Patton Oswalt

The Grammy Award for Best Comedy Album went to Patton Oswalt for Talking for Clapping. The album itself doesn't seem to be available in CD form, but the performance was also taped for Netflix, which now seems to have replaced HBO as the go to place for comedy shows.

Oswalt is a versatile performer--an actor (he was the voice of Remy in Ratatouille) and is now filling in as TV's Son of TV's Frank on Mystery Science Theater 3000. But he's been doing stand-up for almost thirty years. I found him amusing if not hilarious.

Dressing heavily in what looks like a blue serge suit over several layers (and he did a lot of sweating, which he made jokes about), the portly Oswalt did not tell one-liners, but instead illustrated points by telling stories. Watching him was kind of chatting with him at a party, the guy who tells great stories and collects a group. Some of his stories have no particular point--he describes the worst set of his life, when he tried to MC a show with the stomach flu but a heckler through him off his game by calling him a faggot and he ended up shitting his pants on stage.

His set is also fairly political. He wonders why anyone would be against gay marriage or transgender people, but he's preaching to the choir. He makes other observations, such as on cell phone ringtones, how radio jingles remain in his head years later but he can't remember his CPR training, and parenting--did you know that boys are different than girls? Much of this is not terribly original and he overkills the punchline. Sometimes I liked throwaway lines that weren't necessarily funny but were great set-ups, like "I went to the DMV and the post office on the same day." He really didn't have to say anything after that, because that sounds so horribly funny. The follow-up didn't meet the promise of the premise.

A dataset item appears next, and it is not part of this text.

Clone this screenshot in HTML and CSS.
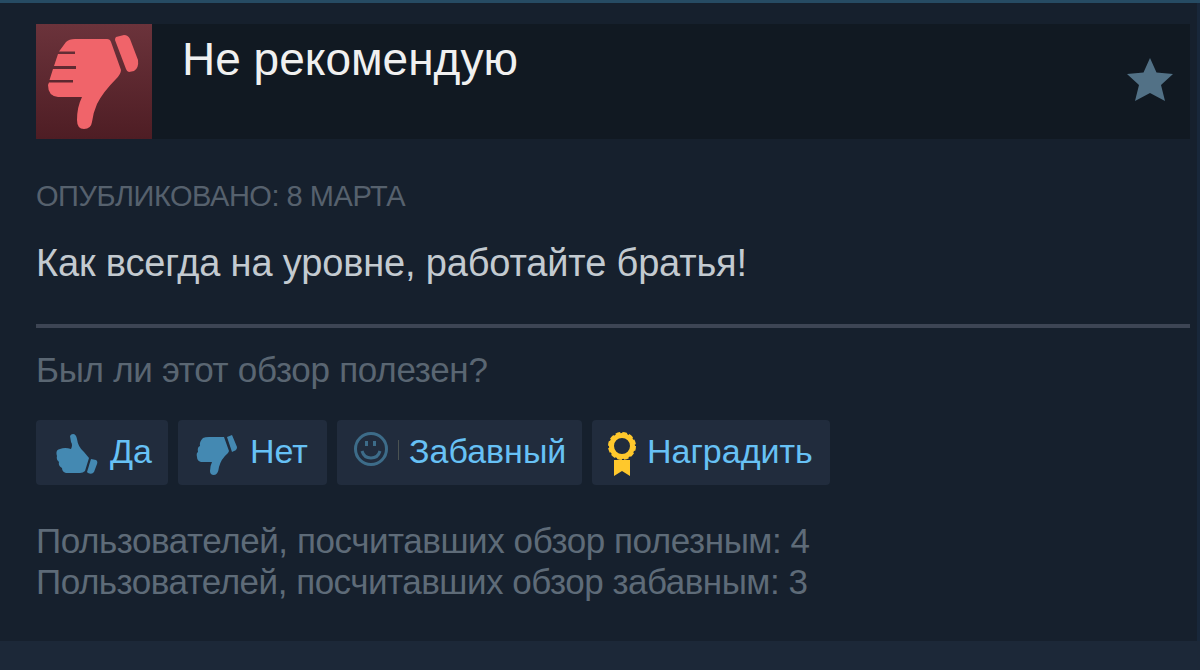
FILE: index.html
```html
<!DOCTYPE html>
<html lang="ru">
<head>
    <meta charset="UTF-8">
    <meta name="viewport" content="width=device-width, initial-scale=1.0">
    <title>Обзор</title>
    <link rel="stylesheet" href="styles.css">
</head>
<body>
    <!-- shared thumb icon -->
    <svg class="defs" width="0" height="0">
        <symbol id="thumb" viewBox="0 -4 94 98">
            <path d="M19 4 Q22 1 28 1 H60 Q63 1 64 4 L74 32 Q74 36 69 41 Q56 54 50 66 Q46 75 45 84 Q44 91 37 91 Q30 91 30 82 Q30 69 35 59 H11 Q1 58 1 47 L2 44.5 H26 V42 H2.5 L6 31 H29 V28 H7 L11 16 H28 V13.5 H12 Z"/>
            <path d="M69 -1 L77 -3 Q81 -3 83 1 L91 22 Q92 30 87 33 L82 34 Q80 34 79 31 L68 2 Q68 0 69 -1 Z"/>
        </symbol>
    </svg>

    <div class="review">
        <div class="header">
            <div class="thumb-box">
                <svg class="thumb-big"><use href="#thumb"/></svg>
            </div>
            <h2 class="title">Не рекомендую</h2>
            <svg class="star" viewBox="0 0 46 44">
                <path d="M23 0 L29.5 14.5 L46 16 L34 27 L38 43 L23 35 L8 43 L12 27 L0 16 L16.5 14.5 Z"/>
            </svg>
        </div>

        <div class="posted">ОПУБЛИКОВАНО: 8 МАРТА</div>
        <div class="text">Как всегда на уровне, работайте братья!</div>
        <div class="line"></div>
        <div class="question">Был ли этот обзор полезен?</div>

        <div class="buttons">
            <div class="btn yes">
                <svg class="icon-up" viewBox="0 0 42 40">
                    <path d="M14 2 Q15 0 17 0 Q20 0 21 5 Q22 13 28 18 L33 24 L29 37 Q27 39 24 39 H10 Q6 38 6 34 Q2 32 3 28 Q0 26 1 22 Q-1 16 4 15 Q9 13 15 15 Q17 11 15 8 Z"/>
                    <path d="M35 25 L40 26 Q42 27 41 30 L38 38 Q36 41 32 39 L31 38 Z"/>
                </svg>
                <span>Да</span>
            </div>
            <div class="btn no">
                <svg class="icon-down" viewBox="0 0 42 42">
                    <path d="M7 3 Q9 2 13 2 H28 L33 16 L32 18 Q25 24 23 32 Q22 40 18 40 Q14 40 14 36 Q14 31 16 27 H5 Q1 26 1 22 Q0 18 2 17 Q1 12 4 11 Q3 7 7 3 Z"/>
                    <path d="M31 2 L36 0 L41 12 Q41 15 38 16 L36 17 Z"/>
                </svg>
                <span>Нет</span>
            </div>
            <div class="btn funny">
                <svg class="icon-smile" viewBox="0 0 36 36">
                    <circle cx="18" cy="18" r="15.5"/>
                    <path d="M9 20 Q11 27 18 27 Q25 27 27 20"/>
                    <path d="M13.5 10 V15 M21.5 10 V15"/>
                </svg>
                <i class="sep"></i>
                <span>Забавный</span>
            </div>
            <div class="btn award">
                <svg class="icon-award" viewBox="0 0 30 46">
                    <circle class="scallop" cx="15" cy="15" r="12.5"/>
                    <circle class="ring" cx="15" cy="15" r="10.5"/>
                    <path d="M7 29 H23 V45 L15 40 L7 45 Z"/>
                </svg>
                <span>Наградить</span>
            </div>
        </div>

        <div class="stats">
            <div class="stat">Пользователей, посчитавших обзор полезным: 4</div>
            <div class="stat second">Пользователей, посчитавших обзор забавным: 3</div>
        </div>
    </div>
</body>
</html>
```

FILE: styles.css
```css
*{
    padding: 0;
    margin: 0;
    box-sizing: border-box;
}
body{
    background-color: #1c2838;
    font-family: "Liberation Sans", Arial, sans-serif;
    height: 670px;
    overflow: hidden;
    white-space: nowrap;
}
.defs{
    display: block;
}
.review{
    height: 641px;
    padding: 21px 10px 0 36px;
    background: #16202d;
    border-top: 3px solid #264b63;
    box-shadow: inset -3px 0 #18273a;
}
.header{
    display: flex;
    height: 115px;
    background: #111922;
}
.thumb-box{
    width: 116px;
    height: 115px;
    padding: 10px 0 0 11px;
    background: linear-gradient(#6b333b, #4e1d24);
}
.thumb-big{
    display: block;
    width: 94px;
    height: 98px;
    fill: #f0646a;
}
.title{
    margin-left: 30px;
    font-size: 46px;
    font-weight: normal;
    line-height: 70px;
    color: #f0f0f0;
}
.star{
    width: 46px;
    height: 44px;
    margin: 34px 17px 0 auto;
    fill: #527186;
}
.posted{
    margin-top: 37px;
    font-size: 29px;
    line-height: 40px;
    letter-spacing: -0.47px;
    color: #56616d;
}
.text{
    margin-top: 22px;
    font-size: 38px;
    line-height: 50px;
    letter-spacing: -0.16px;
    color: #c3cad0;
}
.line{
    height: 4px;
    margin-top: 36px;
    background: #3d4554;
}
.question{
    margin-top: 22px;
    font-size: 35px;
    line-height: 40px;
    letter-spacing: -0.28px;
    color: #5a6672;
}
.buttons{
    display: flex;
    gap: 10px;
    margin-top: 30px;
}
.btn{
    display: flex;
    height: 65px;
    border-radius: 4px;
    background: #212c3d;
    font-size: 34px;
    line-height: 63px;
    color: #67c1f5;
}
.yes{
    width: 132px;
    padding-left: 20px;
}
.no{
    width: 149px;
    padding-left: 18px;
}
.funny{
    width: 245px;
    padding-left: 16px;
}
.award{
    width: 238px;
    padding-left: 15px;
}
.icon-up{
    width: 42px;
    height: 40px;
    margin: 14px 12px 0 0;
    fill: #4489b2;
}
.icon-down{
    width: 42px;
    height: 42px;
    margin: 15px 12px 0 0;
    fill: #4489b2;
}
.icon-smile{
    width: 36px;
    height: 36px;
    margin-top: 11px;
    fill: none;
    stroke: #3d6c89;
    stroke-width: 3;
}
.sep{
    width: 1px;
    height: 20px;
    margin: 20px 10px 0 9px;
    background: #4b5352;
}
.icon-award{
    width: 30px;
    height: 46px;
    margin: 11px 10px 0 0;
    fill: #ffc82c;
}
.ring{
    fill: none;
    stroke: #ffc82c;
    stroke-width: 5;
}
.scallop{
    fill: none;
    stroke: #ffc82c;
    stroke-width: 3;
    stroke-dasharray: 4.5 2.04;
}
.stats{
    margin-top: 35px;
    font-size: 35px;
    line-height: 41px;
    letter-spacing: -0.43px;
    color: #5e6b78;
}
.second{
    letter-spacing: -0.48px;
}
```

Probably his best bit was the closer, a story about a kid's birthday party and a strange birthday clown, who came out of the woods and was dressed in very little clown apparel. Oswalt tells it well, and the last line of his show is "a clown with a knife in his chest."

Oswalt comes across as a great guy, rather than the typical neurotic comedian. But his stuff needs to be tightened. I smiled a lot, but I never laughed out loud.